Aquella tarde del sábado 14 de marzo se exhibía un bonito sol, la temperatura era óptima, anticipando la primavera. La última sección y la clausura de la cumbre de Singularity University celebrada esos días en el teatro de la Maestranza de Sevilla acababan de terminar. Sin poner tiempo en medio atravesé el vestíbulo del teatro para salir a la calle y dirigirme al Pabellón de la Navegación y organizar los últimos detalles de lo que sería la cena de clausura. Detrás había dejado la atmosfera creada por un fuerte viento de cambio llegado desde lejos, nada más y nada menos que desde el centro de investigaciones de la NASA en Silicon Valley.
Salí al Paseo de Cristóbal Colón buscando un taxi y me puse a caminar con la esperanza de que alguno pasara lo antes posible. Un perro callejero que caminaba un poco torcido se paró a chupar el muro de una esquina y una niña que se apoyaba al suelo con un solo pie, como los flamencos en los humedales, intentaba despegar de su zapato un chicle que se le había pegado en la suela. Otra niña a su lado, apretando entre sus dedos la cuerdecilla de un globo rojo que flotaba en el aire, parecía encender con su mirada preguntas de futuro. El taxi seguía sin llegar y yo seguía caminando. Las terrazas de los bares del paseo estaban a rebosar de gente. El volumen de sus voces y de sus risas era muy alto pero yo seguía embebido en reflexiones y preguntas, fruto de las jornadas vividas junto a las mentes más luminosas de Silicon Valley, y el ruido ambiental me llegaba como si se produjera detrás de una pared de cristal. De repente, alguien me para y reconozco a un grupo de ejecutivos de varias empresas con los que me relaciono desde hace tiempo. Intercambiamos saludos y les cuento de dónde vengo y qué he estado haciendo estos días. Uno me dice: “¡no vives la vida chaval, tienes que disfrutar más!, ¿vas a comparar esos rollos de ciencia ficción con este rato que estamos pasando entre amigos tomándonos unas cañas?”
En ese momento mi film se detiene de repente como cuando en los viejos proyectores se rompía la goma y de consecuencia el arrastre de la película y el calor de la bombilla quemaban el fotograma, dejando un agujero. Digo que tengo prisa y saludo, pero no puedo evitar que otro despidiéndose me diga: “Es que yo, a una cosa que tenga un nombre tan cursi como Singularity, no iría ni aunque me pagaran”. Es como si algo de la realidad que se respira entre el tejido empresarial de nuestra tierra se precipitase en esos momentos sobre mi cabeza como un chorro de agua helada.
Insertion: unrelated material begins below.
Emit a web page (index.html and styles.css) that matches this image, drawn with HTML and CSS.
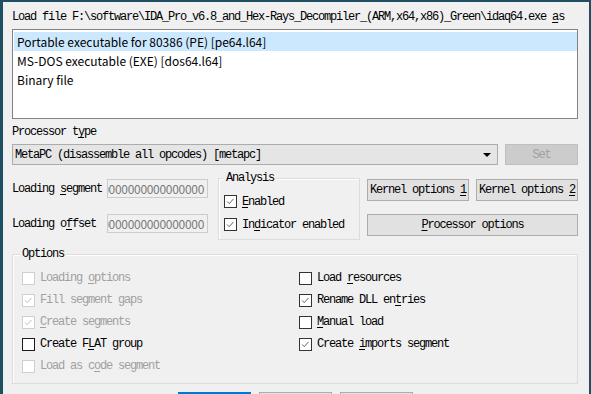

Una parte de nuestros mimbres empresariales sigue estancada. Y la prueba evidente de esto es el retraso industrial y tecnológico. Una especie de apatía, que han creado la cultura de la subvención por una parte y, por otra, la manía de invertir ahorros en pisos y vivir de la renta en lugar de invertir en innovación. Son motivos que solo pueden generar, antes o después, fatalismo, desesperanza y pobreza. Saludando, me retiro como si mis zapatos hubieran pisado un fango de chocolate. Finalmente llega un taxi, indicándome con su piloto verde que está libre. Dentro, la radio encendida abarrota el habitáculo de futbol, solo fútbol y más fútbol. Una especie de grito, que me sube desde los recovecos más profundos de mí ser pero que se para en mis labios secos por el cansancio, quisiera alcanzar a muchos oídos de esta tierra andaluza -que sigue sufriendo la mayor tasa de abandono escolar, de hogares con todos sus miembros en paro, con la menor inversión por alumno en la escuela pública y con tanta economía sumergida- para que despierte de una vez antes de que este tsunami de tecnologías exponenciales arrase y nos deje aún más fuera de juego. La democratización del conocimiento y las nuevas tecnologías pueden ayudarnos a resolver muchos de los retos a los que se enfrenta Andalucía. Yo, desde hace tiempo, y aún más desde esa tarde del 14 de marzo, apuesto por este cambio. ¿Tú, amigo lector, qué piensas hacer?